Author: Lavine Haripersad, director, South African Payroll Association
It may be necessary for the South African Revenue Service (SARS) to review some of the binding conditions related to the Employment Tax Incentive (ETI) that it introduced in January 2014 to stimulate employment for work seekers with little work experience and in the age bracket of 18 to 29 Years.
This would aid in reducing the administrative burden associated with ETI for the extended period to 28th February 2019.
Through the ETI employers are incentivised by way of a reduction in PAYE according to the prescribed ETI guidelines, provided that the employer is fully compliant for all registered taxes. Supporting the ETI program is a no brainer as our youth unemployment is in the range of 52% and there is an urgency to change this situation.
It’s good, but…
In so much as the effect has been partially positive in seeming to boost employment for young work seekers and providing them with a platform to launch their careers, it lacked administration consideration for payroll departments. It seems that it has been manipulated by some employers who are claiming the incentive for workers they would have employed in any case, without creating new jobs.
The payroll department has to contend with multiple issues resulting from a set of prescribed guidelines in the Act which do not appear to take the actual work and business environment realities into account, as well as payroll systems’ inflexibility to have robust programming to accommodate the ETI prescribed rules. This has been a major reason that has made business shun away from implementing ETI. Ultimately the noncompliance resulting from this becomes payrolls’ accountability.
The difficulty experienced with lack of clarity about implementation of the new (and changing rules) and the slow rate of some payroll systems to program the complex rules has resulted in noncompliance as well as additional manual intervention by the payroll department to verify the calculations.
Some of the issues
It is known that companies have had problems with the payroll system programing where it is unable to manage the exclusion of non-qualifying employees when they turn 29.11 years, resulting in claims being made for employees who do not qualify.
The value of the remuneration must be based on 160 ordinary hours per month, excluding overtime and unpaid hours. This means that if less than 160 hours is worked, the system must gross up the remuneration to 160 hours per month to calculate the value of the ETI which must then be grossed down on the same basis. This means that hours worked must be recorded and tracked for the correct claim calculation to be made. The calculation needs to be rules based to avoid manual intervention. This adds complexity with system programming and as a result is often managed manually.
Employers must ensure that they adhere to the qualifying period of 24 months claim for each individual. The 24 months need not be consecutive. Here again it is critical to have systems in place to manage this as non-adherence will be penalized.

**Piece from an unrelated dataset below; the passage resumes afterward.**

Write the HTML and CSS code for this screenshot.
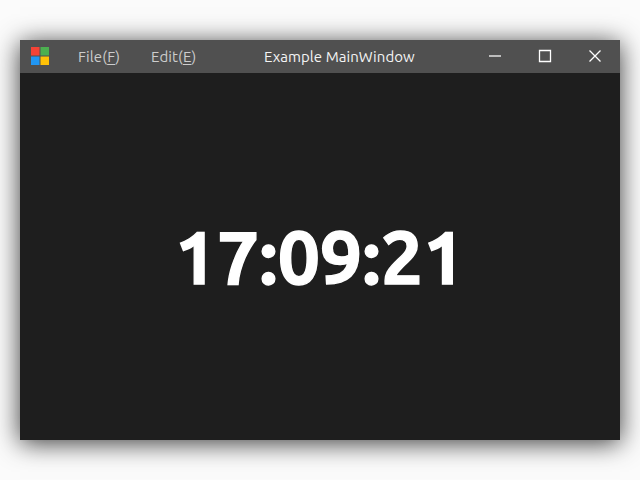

In addition, one of the ETI requirements is that an employer must remain tax compliant for all registered taxes to be able to claim the tax incentive. If at any stage the Employer is found to be non-compliant, all ETI previously claimed may be subject to reversal. The implications are that interest and penalties are imposed on arrear taxes. To rectify the process can take up to 21 working days as there is no ETI dedicated contact at SARS. This becomes administratively burdensome.
To avoid this situation, the payroll department must be proactive and add an additional control function in their already busy schedules. A monthly statement of account must be requested from SARS (or can be obtained from e-filing through the person who is accountable for this in the Company). This must be reviewed and any abnormal item reflected must immediately be raised as a query with SARS and rectified to ensure that the ETI claim is processed by SARS.
SARS have issued a Draft Binding General Ruling on the ETI Act 28 of 2013 for which comments must be submitted by the 24 July 2017. This clarifies the definition of remuneration which states that overtime is excluded from the calculation of remuneration for the 160 hours in the month. Previously variable pay that was paid was included in the calculation of remuneration. Although welcome, the question is when implemented, do we recalculate the history based on the new ruling? The South African Payroll Association welcomes input from business, so that ideas regarding the General Ruling can be submitted.
Given all of the above employers are still required to be fully compliant and to ensure incentives are claimed correctly as SARS applies strict measures for the utilization of the incentive by employers.